Including the design work, feasibility study and a hydrail symposium Metrolinx hosted last fall, the entire assessment project is expected to cost at least $10.9 million.
The involvement of a GTA-based hydrogen company was central to Metrolinx’s plans, with the agency stating one of the goals of the project was to help position the province as “a global leader in hydrogen technology.”
In a speech at the hydrail symposium in November, Del Duca said hydrail was “a win for Ontario-based know-how. And that’s good news for our province’s economy.”
“This is about vision. This is about aspiration. This is about innovation,” he said.
Critics of the plan say it’s not Metrolinx’s responsibility to foster economic activity in the province.
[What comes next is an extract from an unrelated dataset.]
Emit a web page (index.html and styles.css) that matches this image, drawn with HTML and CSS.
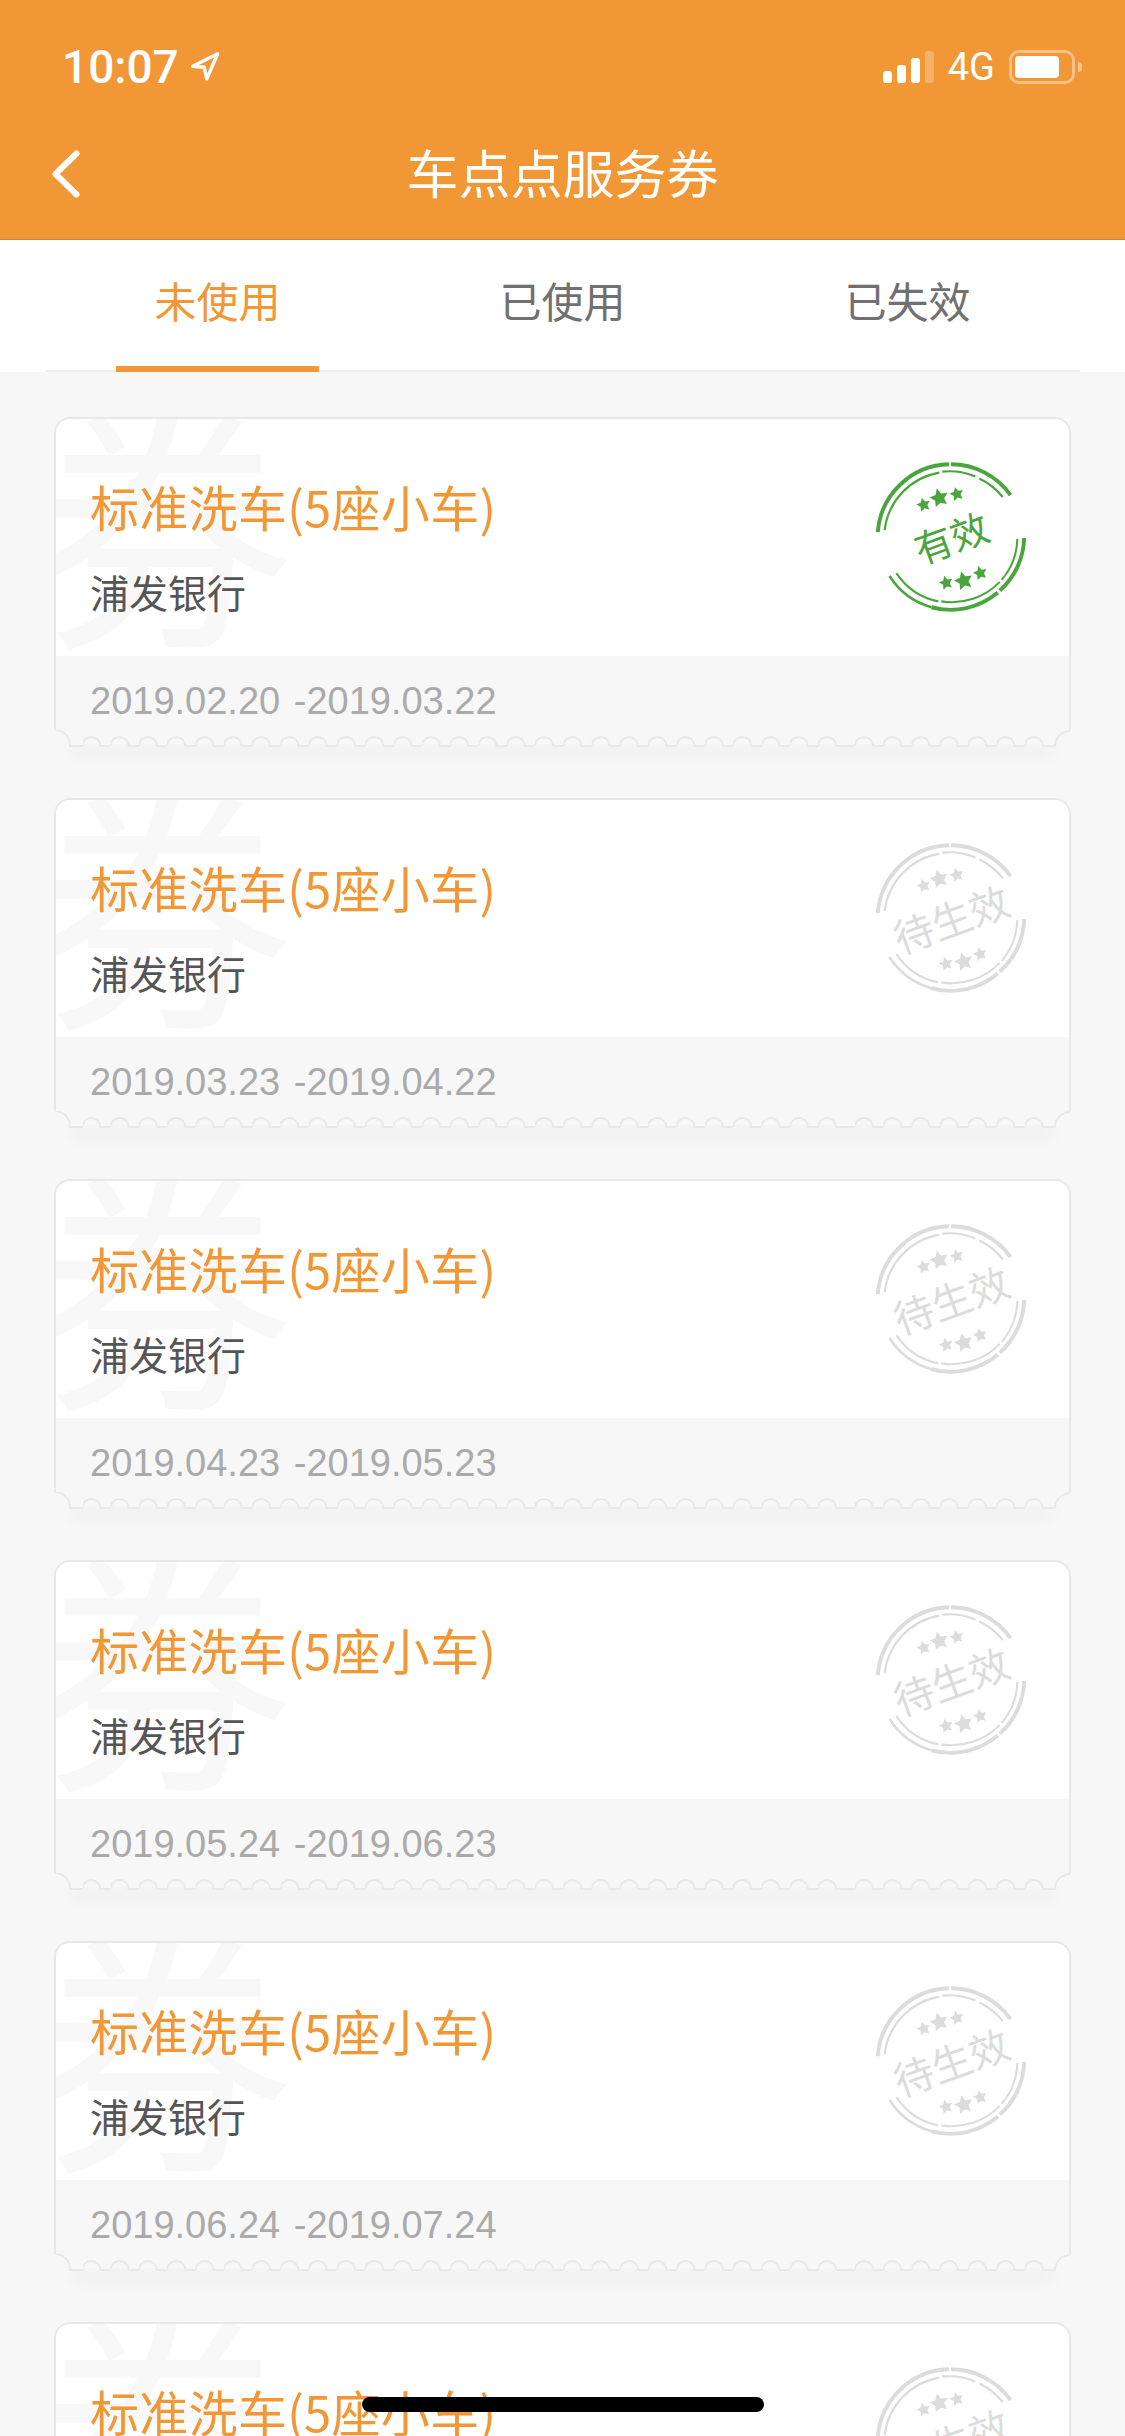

RER would involve nearly quadrupling weekly GO trips by 2025, and electrification is a vital component of the plan. Electric trains can accelerate and decelerate faster than diesels, and are necessary to run the more frequent service.
Until Del Duca’s announcement last June, the province had planned to electrify large sections of the GO network using the traditional system of overhead wiring, called a catenary.
Metrolinx considers hydrail a form of electrification because hydrogen fuel is produced through electrolysis, a process that uses electricity to separate water into hydrogen and oxygen. An on-board hydrogen fuel cell powers the train, and the only exhaust is steam and condensed water.